Improperly formatted or unstructured data

At times, you may need to extract data in a different format or location. Various complications may arise from the process, particularly in terms of format compatibility and data structure. To avert this situation, you should consult a domain expert.

Limited or sparse feature

When enriching or building out the features in your data, you often need to combine datasets from different sources. If there are no exact columns to match these datasets, joining the files can prove difficult. In this case, you need to perform fuzzy matching, which can be achieved by combining multiple columns to achieve the match. Combining two databases with similar attributes could be easy, but combining datasets with different attributes is a bit tricky.

Non-standardized categorical variables and inconsistent values

Sometimes when combining data from multiple sources, you may end up with variations in the way data is presented. For example, you may find company names or states represented in different forms. Say, for example, you have a state name like Texas presented as ‘Texas’ in one dataset and ‘TX’ in another. In that case, you need to find all variables and standardize them so that they match.

The need for specialized techniques

At times, even if all the relevant data is available and standardized, the data preparation process may require additional techniques such as feature engineering. Feature engineering enables you to generate additional content that ultimately results in more accurate and relevant machine learning models.

The data preparation process

Data Preparation


Data gathering

The fundamental drive for all machine learning algorithms is data. As such, data collection[4] is the first and most important step in the process. That said, the data sources you choose entirely depend on your unique needs.

For example, marketers might use customer data to predict sales churn, finance teams might use financial transaction data to detect financial fraud, and sales teams might use sales data to optimize the sales funnel.

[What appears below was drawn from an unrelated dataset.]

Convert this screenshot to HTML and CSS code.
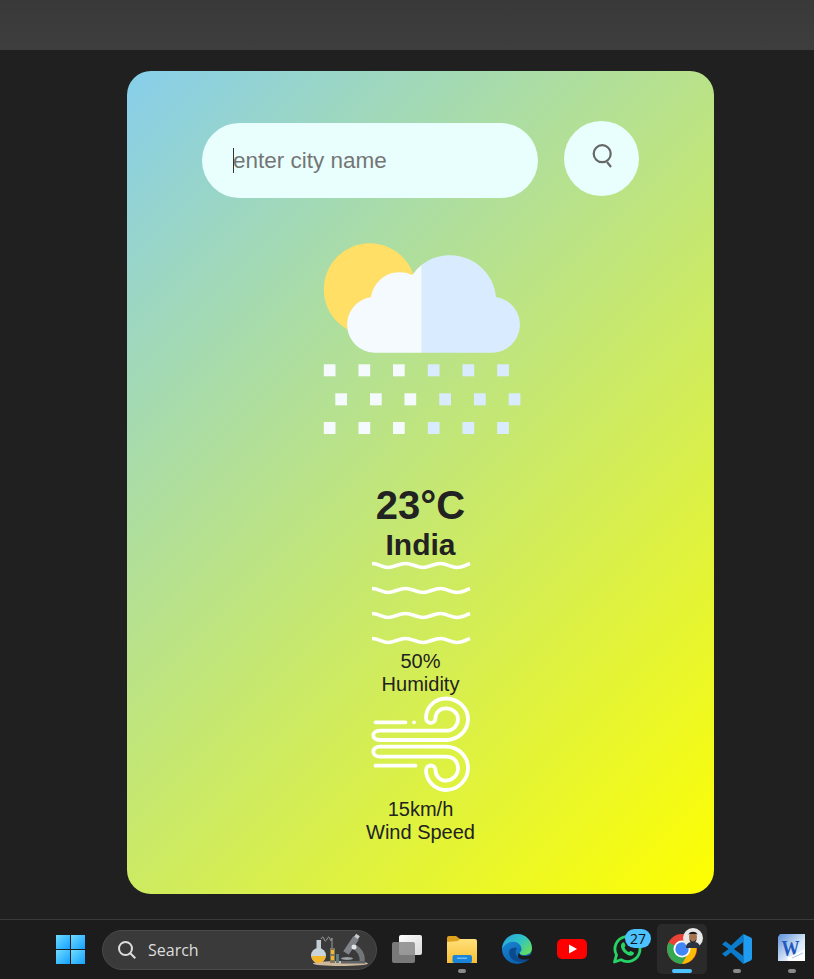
FILE: index.html
```html
<!DOCTYPE html>
<html lang="en">
<head>
<meta charset="utf-8">
<title>Weather</title>
<link rel="stylesheet" href="styles.css">
</head>
<body>
<div class="topbar"></div>
<main class="stage">
  <section class="card">
    <form class="search">
      <div class="field">
        <input class="city" type="text" placeholder="enter city name">
        <span class="caret"></span>
      </div>
      <button class="go" type="button" aria-label="Search">
        <svg class="go-icon" viewBox="0 0 28 28"><circle cx="14.200" cy="11.700" r="8.500"/><path d="M19 20l4 5"/></svg>
      </button>
    </form>
    <svg class="weather" viewBox="320.500 240 200 200">
      <circle cx="369.300" cy="289.300" r="46" fill="#ffdf66"/>
      <path fill="#f5faff" d="M421.300 352.700H374.500A28 28 0 0 1 370.500 297A29 29 0 0 1 411.700 275A46.200 46.200 0 0 1 421.300 264.800Z"/>
      <path fill="#d9ecff" d="M421.300 264.800A46.200 46.200 0 0 1 495.500 297A28 28 0 0 1 491.500 352.700H421.300Z"/>
      <g fill="#f5faff">
        <rect x="323.300" y="364.300" width="11.700" height="12"/><rect x="358" y="364.300" width="11.700" height="12"/><rect x="392.500" y="364.300" width="11.700" height="12"/>
        <rect x="334.800" y="393.300" width="11.700" height="12"/><rect x="369.500" y="393.300" width="11.700" height="12"/><rect x="404" y="393.300" width="11.700" height="12"/>
        <rect x="323.300" y="422" width="11.700" height="12"/><rect x="358" y="422" width="11.700" height="12"/><rect x="392.500" y="422" width="11.700" height="12"/>
      </g>
      <g fill="#d9ecff">
        <rect x="427.300" y="364.300" width="11.700" height="12"/><rect x="462" y="364.300" width="11.700" height="12"/><rect x="496.700" y="364.300" width="11.700" height="12"/>
        <rect x="438.800" y="393.300" width="11.700" height="12"/><rect x="473.500" y="393.300" width="11.700" height="12"/><rect x="508.200" y="393.300" width="11.700" height="12"/>
        <rect x="427.300" y="422" width="11.700" height="12"/><rect x="462" y="422" width="11.700" height="12"/><rect x="496.700" y="422" width="11.700" height="12"/>
      </g>
    </svg>
    <h1 class="temp">23°C</h1>
    <h2 class="place">India</h2>
    <svg class="humidity-icon" viewBox="0 0 100 88">
      <g class="wave-art">
        <path d="M1 1.500C8 1.500 11 5.500 17 5.500S28 1.500 34.500 1.500S46 5.500 52 5.500S63 1.500 69.500 1.500S80 5.500 86 5.500S93 3.500 99 1.500"/>
        <path d="M1 26.500C8 26.500 11 30.500 17 30.500S28 26.500 34.500 26.500S46 30.500 52 30.500S63 26.500 69.500 26.500S80 30.500 86 30.500S93 28.500 99 26.500"/>
        <path d="M1 51.500C8 51.500 11 55.500 17 55.500S28 51.500 34.500 51.500S46 55.500 52 55.500S63 51.500 69.500 51.500S80 55.500 86 55.500S93 53.500 99 51.500"/>
        <path d="M1 76.500C8 76.500 11 80.500 17 80.500S28 76.500 34.500 76.500S46 80.500 52 80.500S63 76.500 69.500 76.500S80 80.500 86 80.500S93 78.500 99 76.500"/>
      </g>
    </svg>
    <p class="value">50%</p>
    <p class="label">Humidity</p>
    <svg class="wind-icon" viewBox="0 0 100 100">
      <g class="line-art">
        <path d="M4.500 26.300H34.500M43 26.300H43.100"/>
        <path d="M4.500 69.700H44.500"/>
        <path d="M9 34.700H75C83 34.700 87 28.500 87 23C87 16.500 81 12.300 75 12.300C69 12.300 64.500 16.500 64.500 22C64.500 28.500 55 28.500 55 22C55 11 64 2.500 75 2.500C87 2.500 97 12 97 23C97 35 87 44 75 44H9C0 44 0 34.700 9 34.700Z"/>
        <path d="M9 50.700H75C87 50.700 97 60 97 72C97 84 87 94 75 94C64 94 55 85 55 74C55 68 64.500 68 64.500 74C64.500 80 69 84.700 75 84.700C81 84.700 87 79.500 87 72.500C87 66 83 60.700 75 60.700H9C0 60.700 0 50.700 9 50.700Z"/>
      </g>
    </svg>
    <p class="value">15km/h</p>
    <p class="label">Wind Speed</p>
  </section>
</main>
<footer class="taskbar">
  <span class="win"><i></i><i></i><i></i><i></i></span>
  <div class="searchbox">
    <svg class="sb-icon" viewBox="0 0 20 20"><circle cx="8.500" cy="8.500" r="6.500"/><path d="M13.300 13.300l5 5"/></svg>
    <span class="sb-text">Search</span>
    <svg class="doodle" viewBox="0 0 60 40">
      <ellipse cx="30.500" cy="33.500" rx="27.500" ry="2.400" fill="#cdb89d"/>
      <path d="M11 9q2-4 3 0t3 0t3 0t2-1v12" fill="none" stroke="#9a9a9a" stroke-width="1"/>
      <rect x="6.500" y="10" width="4.500" height="9" fill="#c3ccd2"/>
      <circle cx="8.500" cy="25.500" r="7.500" fill="#c9d4da"/>
      <path d="M1.500 26h14a7 7 0 0 1-14 0z" fill="#f3b62c"/>
      <rect x="20" y="18" width="5" height="15" fill="#7f7a5c"/>
      <rect x="21" y="20" width="3" height="4" fill="#f3b62c"/>
      <rect x="21" y="26" width="3" height="4" fill="#f3b62c"/>
      <rect x="26" y="24" width="3" height="9" fill="#5f7a80"/>
      <path d="M46 8L36 23" stroke="#7f8488" stroke-width="6.500" fill="none"/>
      <path d="M46 8l2-3" stroke="#c6cace" stroke-width="4.500" fill="none"/>
      <path d="M43 16q11 6 9 17" stroke="#70767a" stroke-width="5" fill="none"/>
      <circle cx="44" cy="17" r="2.500" fill="#e4e6e8"/>
      <ellipse cx="37" cy="28.500" rx="6" ry="1.500" fill="#9a9fa3"/>
      <rect x="31" y="31" width="24" height="2.500" fill="#5e6366"/>
    </svg>
  </div>
  <div class="apps">
    <div class="app">
      <svg class="app-icon" viewBox="0 0 30 30">
        <defs><linearGradient id="tv" x1="0" y1="0" x2="1" y2="1"><stop offset="0" stop-color="#ffffff"/><stop offset="1" stop-color="#d8d8d8"/></linearGradient></defs>
        <rect x="7" y="1" width="23" height="20" rx="2" fill="url(#tv)"/>
        <rect x="0" y="8" width="23" height="21" rx="2" fill="#8a8a8a" fill-opacity=".85"/>
      </svg>
    </div>
    <div class="app">
      <svg class="app-icon" viewBox="0 0 30 30">
        <defs><linearGradient id="fd" x1="0" y1="0" x2="0" y2="1"><stop offset="0" stop-color="#ffe07a"/><stop offset="1" stop-color="#f8bf35"/></linearGradient></defs>
        <path d="M0 4a2 2 0 0 1 2-2h7l4 3v4H0z" fill="#dfa21f"/>
        <path d="M0 8l11-1 2-2h15a2 2 0 0 1 2 2v22H0z" fill="url(#fd)"/>
        <rect x="5.500" y="21" width="19.500" height="8" rx="2" fill="#1a84d8"/>
        <rect x="10" y="23.500" width="10" height="1.500" fill="#6dbcf5"/>
      </svg>
      <span class="pip"></span>
    </div>
    <div class="app">
      <svg class="app-icon" viewBox="0 0 30 30">
        <defs>
          <linearGradient id="eg1" x1="0" y1="0" x2="1" y2=".7"><stop offset="0" stop-color="#2a9fde"/><stop offset=".55" stop-color="#2fc3c6"/><stop offset="1" stop-color="#63dc62"/></linearGradient>
          <linearGradient id="eg2" x1="0" y1="0" x2=".6" y2="1"><stop offset="0" stop-color="#1c8fe0"/><stop offset="1" stop-color="#0a5ea8"/></linearGradient>
        </defs>
        <circle cx="15" cy="15" r="15" fill="url(#eg2)"/>
        <path d="M7 18C7 24 12 28 19 28C23 28 26 27 28 24C24 25 19 25 16 23C13 21 13 17 15 14C10 13 7 15 7 18Z" fill="#0b4a8c"/>
        <path d="M17 19C18 22 23 23 28 21C29.500 20 30 18 30 16V30H18C23 30 27 28 29 24C25 26 20 26 17 24C15.500 22.500 16 20 17 19Z" fill="#1c1c1c"/>
        <path d="M0 15C1 6 8 0 15 0C24 0 30 7 30 14C30 19 26 21 22 21C19 21 17 20 18 18C20 17 20 14 18 11C15 7 10 7 6 9C3 10.500 1 12.500 0 15Z" fill="url(#eg1)"/>
      </svg>
    </div>
    <div class="app">
      <svg class="app-icon" viewBox="0 0 30 30">
        <rect x="0" y="5" width="30" height="20" rx="5" fill="#ff0000"/>
        <path d="M12 10.500L20 15L12 19.500Z" fill="#fff"/>
      </svg>
    </div>
    <div class="app">
      <svg class="app-icon" viewBox="0 0 30 30">
        <path d="M2.500 28L4.500 21A12.500 12.500 0 1 1 9 25.700Z" fill="none" stroke="#25d366" stroke-width="2.800" stroke-linejoin="round"/>
        <path d="M10 9c1-1 2-1 2.500 0l1 2.500c.2.600-1 1.500-1 2.200.5 1.500 2.800 3.800 4.300 4.300.7 0 1.500-1.200 2.100-1l2.500 1.200c.8.500.7 1.500 0 2.300-1.500 1.700-4 1.500-6.500 0-3-1.800-5-4.300-5.700-6.800C8.800 11.800 9 10 10 9z" fill="#25d366"/>
      </svg>
      <span class="badge">27</span>
    </div>
    <div class="app is-open">
      <span class="tile"></span>
      <svg class="app-icon" viewBox="0 0 30 30">
        <circle cx="15" cy="15" r="15" fill="#ea4335"/>
        <path d="M15 15L1.500 8.500A15 15 0 0 0 15 30L21.500 18.500Z" fill="#34a853"/>
        <path d="M15 8.500H28A15 15 0 0 1 15 30L21.500 18.500Z" fill="#fbbc04"/>
        <circle cx="15" cy="15" r="8.500" fill="#fff"/>
        <circle cx="15" cy="15" r="6.700" fill="#4285f4"/>
      </svg>
      <svg class="avatar" viewBox="0 0 20 20">
        <circle cx="10" cy="10" r="10" fill="#e8e8e8"/>
        <path d="M3 20c0-5 3-6 7-6s7 1 7 6z" fill="#2b3342"/>
        <ellipse cx="10" cy="9" rx="4" ry="5" fill="#a5754f"/>
        <path d="M5.500 7C5.500 2.500 14.500 2.500 14.500 7L13.500 6H6.500Z" fill="#1e1a18"/>
        <path d="M6.500 11q3.500 5 7 0q0 3.500-3.500 3.500T6.500 11z" fill="#2a211c"/>
      </svg>
      <span class="bar"></span>
    </div>
    <div class="app">
      <svg class="app-icon" viewBox="0 0 100 100">
        <path d="M71 0L30 38L12 24L0 34V66L12 76L30 62L71 100V73L40 50L71 27Z" fill="#0a7ccb"/>
        <path d="M0 34L22 50L0 66Z" fill="#1c1c1c"/>
        <path d="M71 0L96 12C98 13 100 15 100 18V82C100 85 98 87 96 88L71 100Z" fill="#1f9cf0"/>
      </svg>
      <span class="pip"></span>
    </div>
    <div class="app">
      <svg class="app-icon" viewBox="0 0 30 30">
        <defs><linearGradient id="wd" x1="0" y1="0" x2="1" y2="1"><stop offset="0" stop-color="#5c90da"/><stop offset=".6" stop-color="#dce8f8"/><stop offset="1" stop-color="#f4f8fd"/></linearGradient></defs>
        <path d="M3 0H28V27H1V3z" fill="url(#wd)"/>
        <text class="word-w" x="4.500" y="22" textLength="18" lengthAdjust="spacingAndGlyphs">W</text>
        <path d="M10 24L28 15V27H11Z" fill="#fff"/>
        <path d="M15 24l11-5" stroke="#a9c3e6" stroke-width="1"/>
      </svg>
      <span class="pip"></span>
    </div>
  </div>
</footer>
</body>
</html>
```
FILE: styles.css
```css
*{box-sizing:border-box}
html,body{margin:0;height:100%}
body{display:flex;flex-direction:column;background:#202020;font-family:"Liberation Sans",Arial,sans-serif;color:#222;overflow:hidden}
.topbar{height:50px;flex:none;background:linear-gradient(#393939,#3e3e3e)}
.stage{flex:1;display:flex;justify-content:center;align-items:flex-start;padding:21px 0 0 27px}
.card{width:587px;height:823px;border-radius:24px;background:linear-gradient(135deg,#87ceeb,#ffff00);display:flex;flex-direction:column;align-items:center;padding-top:50px}
.search{display:flex;align-items:flex-start;gap:26px}
.field{position:relative;margin-top:2px}
.city{display:block;width:336px;height:75px;border:0;border-radius:38px;background:#e8fffd;padding:0 31px;font:22.500px "Liberation Sans",Arial,sans-serif;outline:0}
.city::placeholder{color:#757575}
.caret{position:absolute;left:31px;top:25px;width:1px;height:25px;background:#333}
.go{width:75px;height:75px;border:0;border-radius:50%;background:#e8fffd;padding:0;display:flex;align-items:center;justify-content:center}
.go-icon{width:28px;height:28px;fill:none;stroke:#666;stroke-width:2.200;margin-top:-5px}
.weather{width:200px;height:200px;margin-top:42px;display:block}
.temp{margin:42px 0 0;font-size:40px;line-height:46px;font-weight:700}
.place{margin:0;font-size:30px;line-height:34px;font-weight:700}
.humidity-icon{width:100px;height:88px;display:block;overflow:visible}
.wind-icon{width:100px;height:100px;display:block;margin-bottom:1.500px}
.wave-art{fill:none;stroke:#fff;stroke-width:3.600}
.line-art{fill:none;stroke:#fff;stroke-width:3.800;stroke-linecap:round;stroke-linejoin:round}
.value,.label{margin:0;font-size:20px;line-height:23px}
.taskbar{height:60px;flex:none;background:#1c1c1c;border-top:1px solid #3a3a3a;display:flex;align-items:center;padding-left:56px}
.win{display:grid;grid-template-columns:14px 14px;gap:1px;width:29px}
.win i{height:14px;background:linear-gradient(135deg,#6fdcff,#14a0ff)}
.searchbox{margin-left:17px;width:275px;height:40px;border-radius:20px;background:#3a3a3a;border:1px solid #4a4a4a;display:flex;align-items:center;padding:0 6px 0 14px;gap:11px}
.sb-icon{width:20px;height:20px;fill:none;stroke:#ddd;stroke-width:2}
.sb-text{font:16px "Open Sans",sans-serif;color:#ddd}
.doodle{width:60px;height:40px;margin-left:auto;flex:none}
.apps{display:flex;gap:25px;margin-left:15px}
.app{position:relative;width:30px;height:30px;flex:none;margin-top:-1px}
.app-icon{position:relative;display:block;width:30px;height:30px}
.pip{position:absolute;left:11px;top:35px;width:8px;height:4px;border-radius:2px;background:#8a8a8a}
.bar{position:absolute;left:5px;top:35px;width:20px;height:4px;border-radius:2px;background:#4cc2ff}
.tile{position:absolute;left:-10px;top:-10px;width:50px;height:50px;border-radius:5px;background:#2a2a2a}
.badge{position:absolute;left:13px;top:-5px;width:26px;height:19px;border-radius:10px;background:#4cc2ff;color:#111;font:14px/19px "Open Sans",sans-serif;text-align:center}
.avatar{position:absolute;left:16px;top:-6px;width:20px;height:20px}
.word-w{font:700 24px "Liberation Serif",serif;fill:#1f5bbf}
```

There are various special-purpose tools that you can use to collect this data. Alternatively, your teams can build models off of simple CSV files or google sheets. That said, the right data should include your target variable, whether it’s conversion, churn, or attrition.

For machine learning models with use-case functionality like deep learning, a well-executed data gathering process is crucial to the success of their functionality. This is due to the fact that these models are very data-intensive.

Data cleansing

After gathering data, you’ll need to cleanse it. The process is also known as data preprocessing[5] and is a crucial step in the data preparation process. This is because even if you do a lot of data processing in the background, it is still vital for any machine learning project to be powered by high-quality, clean data.




data cleansing in data preparation


Data cleansing typically does away with unnecessary noise in the data and makes sure that it has consistent formatting. This can be achieved through various techniques such as dimensional reduction, feature engineering, or normalization.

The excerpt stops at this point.